What if I told you there was a writing tool that could help you nail your final draft, slash time and effort off the front of the editing process, and set up your novel for acceptance by an agent or publisher? Such a beast really does exist, and it’s something you already know you’ll need to write: your synopsis.
I see that suspicious look on your face. Isn’t a synopsis the outline-y thing you send along with a cover letter to agents and publishers? Why should you work on that so early in the game? Maybe you’ll be self-publishing and don’t plan to pitch your book anywhere. You won’t even need a synopsis!
Except that you do need a synopsis—and you need it right now, while you’re still wrapping up your final draft. Every author agonizes over the final draft, wondering if it they’ve managed to hit all the right notes. It’s so subjective—and the longer you stare at your manuscript, the murkier it becomes. The solution is so simple: your synopsis.
A synopsis is a road map of your book that reveals whether you’ve woven a coherent, cohesive story. It’s the objective, high-level overview that will let you spot holes in your manuscript like a hawk spotting a rabbit dashing across the snow. Your synopsis can save you from wasting time and money moving forward with a manuscript containing big-picture issues neither you nor your beta readers spotted.
Get everything working together
So many authors come to me for editing still unable to articulate what’s really going on in their books. How does one thing lead to the next?
If you’ve conscientiously slogged through multiple revisions, you’ve spent lots of time isolating and tinkering with parts and pieces of your book: the dialogue, the pacing, the story arc, and so on. How do you know when you’ve gotten them right? Your synopsis hands you the answer.
It all starts with the turning points of your plot—the opening hook, the inciting event, problems, choices, reversals, and so on. If you’re a plotter who works from outlines, you’re probably already familiar with these conventions of fiction. But even pantsers can get a handle on their book once it’s written by using those points to write a synopsis. Look at this step-by-step method from Janice Hardy’s Fiction University for writing a synopsis that will help you pitch and sell your novel. Bonus: It’ll show you if you’ve built a solid book in the first place, too.

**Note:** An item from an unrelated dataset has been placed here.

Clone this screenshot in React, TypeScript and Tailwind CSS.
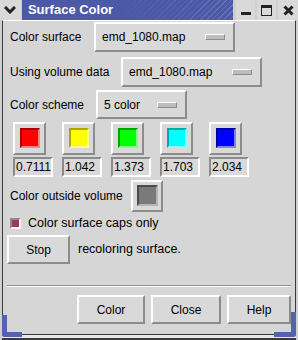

Does your badass hero spend more time waiting for things to happen than pushing the plot forward? Do plot threads peter out without resolution? Do the sidekick and the antagonist show more agency than the hapless protagonist? When you boil entire sections of your book down to two or three sentences, you’re forced to confront what’s actually made it from your head onto the page. It may not turn out to be exactly what you’d imagined.
A better final draft, faster and lighter editing
Not only does a synopsis help you identify remaining big-picture problems, but it will save you time and money when it’s time for editing. A synopsis helps your editor determine if your manuscript needs content editing or if it’s ready to move into line editing or copyediting. If you’re getting a content edit, it helps your editor quickly identify weak areas and places where your intentions didn’t quite make it onto the page. Less time evaluating your manuscript and deciding on a plan of attack means more time spent on editing—and that means time and money saved.
When you make writing your synopsis the final step of your writing and revision process, you can assure yourself, your editor, and potential agents and publishers that all the parts and pieces of your novel are in place and in fine working order.